Two of William Mills’ daughters married the two Edney brothers – Samuel and Asa.

Documented Fact
It was 40 years after the Revolutionary War when Catherine Merrell, daughter of John Merrell and granddaughter of William Merrell III, married Ambrose Jones Edney, son of Asa Edney and Sarah Mills and grandson of William Mills.

Legend
It is passed down through family and oral tradition that Ambrose Mills was the person who turned Capt. Benjamin Merrill of the Rowan County Militia over to Gov. Tryon. Remember, Benjamin Merrell was the brother of William Merrell III.
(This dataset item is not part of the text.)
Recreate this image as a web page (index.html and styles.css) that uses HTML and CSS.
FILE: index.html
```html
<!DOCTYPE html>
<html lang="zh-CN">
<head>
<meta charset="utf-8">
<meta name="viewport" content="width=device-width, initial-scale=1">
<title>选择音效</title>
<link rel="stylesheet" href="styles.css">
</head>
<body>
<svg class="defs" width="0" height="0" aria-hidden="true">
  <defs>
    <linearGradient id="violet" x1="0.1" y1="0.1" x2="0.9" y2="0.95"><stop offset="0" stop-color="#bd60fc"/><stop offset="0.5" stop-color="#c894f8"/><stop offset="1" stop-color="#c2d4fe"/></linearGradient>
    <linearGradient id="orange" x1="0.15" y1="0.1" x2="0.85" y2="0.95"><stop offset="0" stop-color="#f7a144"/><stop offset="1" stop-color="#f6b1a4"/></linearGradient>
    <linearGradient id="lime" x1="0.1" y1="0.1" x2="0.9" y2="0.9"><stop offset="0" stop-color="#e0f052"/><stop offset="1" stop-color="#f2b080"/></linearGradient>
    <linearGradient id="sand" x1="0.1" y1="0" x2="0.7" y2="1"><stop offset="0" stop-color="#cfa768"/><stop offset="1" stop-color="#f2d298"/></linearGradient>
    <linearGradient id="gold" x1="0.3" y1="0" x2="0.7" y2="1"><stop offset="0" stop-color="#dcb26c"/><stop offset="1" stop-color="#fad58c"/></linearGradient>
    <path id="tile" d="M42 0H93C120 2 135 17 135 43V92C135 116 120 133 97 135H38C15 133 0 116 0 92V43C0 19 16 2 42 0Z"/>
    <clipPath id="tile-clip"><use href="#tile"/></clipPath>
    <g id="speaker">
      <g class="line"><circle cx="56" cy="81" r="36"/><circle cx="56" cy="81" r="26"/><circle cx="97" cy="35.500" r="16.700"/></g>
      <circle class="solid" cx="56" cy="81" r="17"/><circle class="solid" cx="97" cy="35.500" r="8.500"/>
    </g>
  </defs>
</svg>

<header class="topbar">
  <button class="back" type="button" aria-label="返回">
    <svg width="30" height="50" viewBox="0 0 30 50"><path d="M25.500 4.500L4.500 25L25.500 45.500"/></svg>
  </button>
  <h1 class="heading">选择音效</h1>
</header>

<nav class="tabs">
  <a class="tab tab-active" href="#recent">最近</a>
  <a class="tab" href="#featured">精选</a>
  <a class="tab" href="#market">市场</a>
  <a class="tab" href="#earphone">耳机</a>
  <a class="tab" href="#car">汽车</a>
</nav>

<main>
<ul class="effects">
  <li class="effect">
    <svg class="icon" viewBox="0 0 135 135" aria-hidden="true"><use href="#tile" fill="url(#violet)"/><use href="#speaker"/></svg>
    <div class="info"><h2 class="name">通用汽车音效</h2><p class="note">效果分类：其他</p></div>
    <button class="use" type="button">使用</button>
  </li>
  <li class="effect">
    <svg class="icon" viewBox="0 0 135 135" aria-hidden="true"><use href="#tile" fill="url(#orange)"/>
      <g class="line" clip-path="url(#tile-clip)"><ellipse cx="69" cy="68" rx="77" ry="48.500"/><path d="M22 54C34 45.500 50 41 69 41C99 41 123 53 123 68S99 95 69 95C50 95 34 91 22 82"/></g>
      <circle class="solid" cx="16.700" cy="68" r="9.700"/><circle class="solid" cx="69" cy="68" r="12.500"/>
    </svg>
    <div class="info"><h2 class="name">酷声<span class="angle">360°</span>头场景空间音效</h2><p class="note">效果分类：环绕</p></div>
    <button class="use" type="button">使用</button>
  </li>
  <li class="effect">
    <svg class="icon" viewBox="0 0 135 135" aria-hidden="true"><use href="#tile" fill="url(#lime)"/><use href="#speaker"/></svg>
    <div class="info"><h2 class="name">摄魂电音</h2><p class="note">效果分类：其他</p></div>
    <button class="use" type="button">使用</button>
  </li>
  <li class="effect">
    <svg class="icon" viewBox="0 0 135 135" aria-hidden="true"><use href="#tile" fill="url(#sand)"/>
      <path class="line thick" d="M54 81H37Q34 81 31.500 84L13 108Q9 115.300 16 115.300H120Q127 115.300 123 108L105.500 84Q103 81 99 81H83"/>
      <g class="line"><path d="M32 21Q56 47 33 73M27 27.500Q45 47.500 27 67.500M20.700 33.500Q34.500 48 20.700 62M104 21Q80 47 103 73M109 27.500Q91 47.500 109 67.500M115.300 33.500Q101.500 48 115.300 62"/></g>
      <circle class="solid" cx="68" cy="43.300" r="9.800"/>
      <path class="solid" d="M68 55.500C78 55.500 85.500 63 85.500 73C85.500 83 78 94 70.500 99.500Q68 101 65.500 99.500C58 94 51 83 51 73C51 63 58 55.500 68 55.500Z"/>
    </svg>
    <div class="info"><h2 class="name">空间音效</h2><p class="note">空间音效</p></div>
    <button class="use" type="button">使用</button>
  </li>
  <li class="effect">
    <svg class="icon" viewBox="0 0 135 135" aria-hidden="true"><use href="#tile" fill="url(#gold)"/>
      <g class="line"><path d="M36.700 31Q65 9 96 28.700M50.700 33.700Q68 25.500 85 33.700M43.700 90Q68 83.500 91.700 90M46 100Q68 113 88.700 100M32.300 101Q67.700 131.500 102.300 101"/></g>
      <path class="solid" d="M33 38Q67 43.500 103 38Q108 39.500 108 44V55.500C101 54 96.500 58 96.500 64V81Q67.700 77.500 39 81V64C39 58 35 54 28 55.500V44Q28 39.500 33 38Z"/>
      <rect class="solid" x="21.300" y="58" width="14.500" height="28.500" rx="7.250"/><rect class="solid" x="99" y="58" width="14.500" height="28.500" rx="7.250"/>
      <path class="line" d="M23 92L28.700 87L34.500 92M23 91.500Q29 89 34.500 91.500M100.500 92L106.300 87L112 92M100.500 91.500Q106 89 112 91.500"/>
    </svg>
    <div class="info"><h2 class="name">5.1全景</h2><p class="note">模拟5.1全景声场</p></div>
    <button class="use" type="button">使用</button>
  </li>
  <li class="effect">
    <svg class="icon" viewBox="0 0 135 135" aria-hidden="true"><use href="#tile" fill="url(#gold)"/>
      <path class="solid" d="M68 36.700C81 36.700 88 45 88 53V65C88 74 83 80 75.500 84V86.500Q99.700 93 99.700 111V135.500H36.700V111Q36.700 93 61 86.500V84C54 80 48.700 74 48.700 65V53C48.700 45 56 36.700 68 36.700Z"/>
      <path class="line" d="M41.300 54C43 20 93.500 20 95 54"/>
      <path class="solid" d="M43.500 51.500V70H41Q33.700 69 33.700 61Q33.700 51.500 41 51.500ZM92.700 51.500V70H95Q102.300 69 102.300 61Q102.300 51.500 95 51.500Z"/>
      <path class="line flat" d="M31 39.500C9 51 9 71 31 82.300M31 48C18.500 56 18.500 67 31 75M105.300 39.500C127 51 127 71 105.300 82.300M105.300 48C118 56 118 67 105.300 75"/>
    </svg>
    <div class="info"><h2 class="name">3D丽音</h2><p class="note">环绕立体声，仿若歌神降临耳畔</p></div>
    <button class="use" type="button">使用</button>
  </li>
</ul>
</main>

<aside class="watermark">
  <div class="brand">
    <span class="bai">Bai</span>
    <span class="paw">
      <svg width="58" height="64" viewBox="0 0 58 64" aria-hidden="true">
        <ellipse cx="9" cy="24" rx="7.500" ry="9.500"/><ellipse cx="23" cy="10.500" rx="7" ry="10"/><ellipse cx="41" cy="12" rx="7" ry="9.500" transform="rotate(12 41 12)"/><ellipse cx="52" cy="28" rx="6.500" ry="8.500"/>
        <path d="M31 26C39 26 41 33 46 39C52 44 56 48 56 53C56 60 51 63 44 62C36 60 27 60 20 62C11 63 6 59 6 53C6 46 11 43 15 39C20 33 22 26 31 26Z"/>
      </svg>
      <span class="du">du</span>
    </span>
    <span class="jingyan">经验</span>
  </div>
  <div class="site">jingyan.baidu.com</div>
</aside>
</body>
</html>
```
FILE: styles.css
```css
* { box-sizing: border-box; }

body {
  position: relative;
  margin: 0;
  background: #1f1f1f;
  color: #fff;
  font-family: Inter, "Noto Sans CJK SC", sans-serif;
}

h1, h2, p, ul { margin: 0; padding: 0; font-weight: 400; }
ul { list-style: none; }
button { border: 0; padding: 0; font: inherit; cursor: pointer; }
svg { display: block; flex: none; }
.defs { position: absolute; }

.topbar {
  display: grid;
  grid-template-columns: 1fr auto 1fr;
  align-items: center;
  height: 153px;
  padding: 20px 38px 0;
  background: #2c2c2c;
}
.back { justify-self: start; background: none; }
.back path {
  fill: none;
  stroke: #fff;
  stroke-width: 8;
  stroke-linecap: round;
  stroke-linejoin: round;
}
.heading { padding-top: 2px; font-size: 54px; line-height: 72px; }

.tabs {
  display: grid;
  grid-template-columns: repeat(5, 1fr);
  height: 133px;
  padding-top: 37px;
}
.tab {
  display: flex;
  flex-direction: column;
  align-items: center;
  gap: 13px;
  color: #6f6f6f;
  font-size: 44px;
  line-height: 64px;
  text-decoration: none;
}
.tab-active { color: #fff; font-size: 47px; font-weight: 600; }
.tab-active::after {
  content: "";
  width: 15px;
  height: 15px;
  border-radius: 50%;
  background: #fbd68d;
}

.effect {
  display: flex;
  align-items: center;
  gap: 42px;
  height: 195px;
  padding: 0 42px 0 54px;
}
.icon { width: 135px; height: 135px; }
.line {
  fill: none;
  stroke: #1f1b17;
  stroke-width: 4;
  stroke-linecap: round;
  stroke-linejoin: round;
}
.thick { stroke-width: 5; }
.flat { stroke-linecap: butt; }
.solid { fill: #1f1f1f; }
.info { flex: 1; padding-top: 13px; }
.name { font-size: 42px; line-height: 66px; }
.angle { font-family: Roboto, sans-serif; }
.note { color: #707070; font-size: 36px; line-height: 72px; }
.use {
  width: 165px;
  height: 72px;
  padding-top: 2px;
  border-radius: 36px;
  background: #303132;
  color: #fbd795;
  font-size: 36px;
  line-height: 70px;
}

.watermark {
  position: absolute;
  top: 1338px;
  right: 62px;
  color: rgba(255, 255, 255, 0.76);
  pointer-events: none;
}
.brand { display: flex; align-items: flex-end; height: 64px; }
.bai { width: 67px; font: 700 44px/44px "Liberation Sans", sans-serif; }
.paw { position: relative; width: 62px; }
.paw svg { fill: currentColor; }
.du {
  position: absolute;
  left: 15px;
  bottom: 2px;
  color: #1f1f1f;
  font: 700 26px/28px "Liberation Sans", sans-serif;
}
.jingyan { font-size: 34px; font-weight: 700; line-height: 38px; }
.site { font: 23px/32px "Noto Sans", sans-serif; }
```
Family tradition and oral history state that at the hanging of Ambrose Mills after the Battle of King’s Mountain (Biggerstaff’s Farm) it was William Merrill III who slapped the horse on which Ambrose Mills sat, avenging the death of his brother, Benjamin.
Family tradition and oral history state that William Mills, son of Ambrose Mills, was the leader of the “British” or “night riders” who took William Merrell III from his home four months after the Battle of King’s Mountain. The legend goes on to say that William Merrell III was taken to the same field on Biggerstaff’s Farm and hanged from the same tree that was used to hang Ambrose Mills. It is stated that William Mills “swung him off.”
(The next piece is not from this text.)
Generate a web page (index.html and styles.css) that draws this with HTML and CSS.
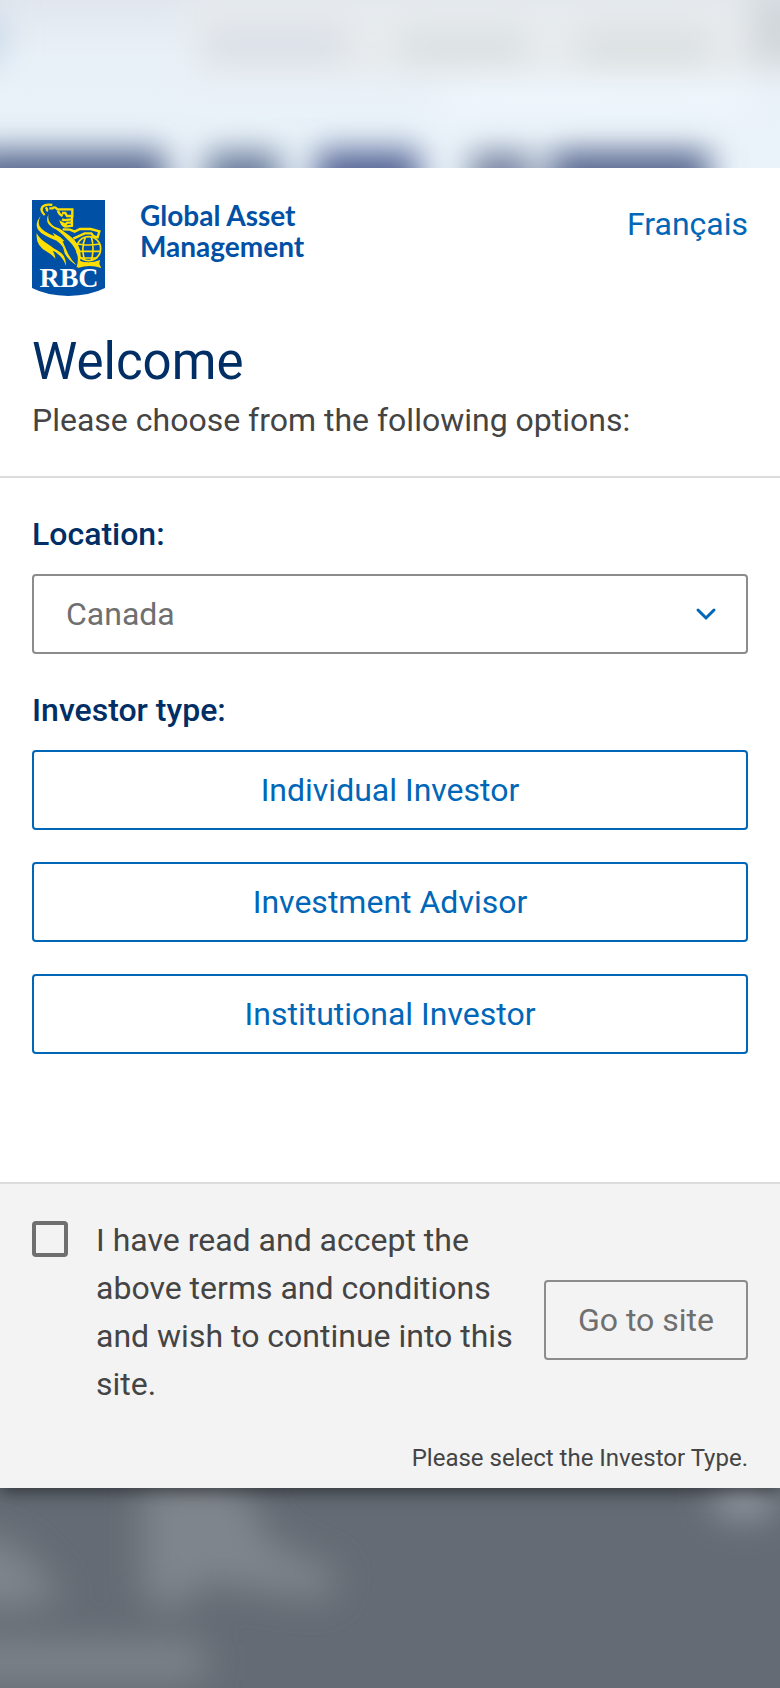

Forrest Lyda, one of many hundreds of descendants of the union between Catherine Merrell and Ambrose Jones Edney, loved telling this story. A reporter with the newspaper in Forest City accompanied Forrest Lyda on a visit to Biggerstaff’s Farm in Rutherford County.
Quote from the story in the newspaper: “Two ancestors rise above their kin like apparitions because of their violent deaths. Their trails cross in a honeysuckle patch at a place where an old man, when he was young, was told by an older man that a famous tree once stood – a tree where horses galloped from underneath men with ropes around their necks.”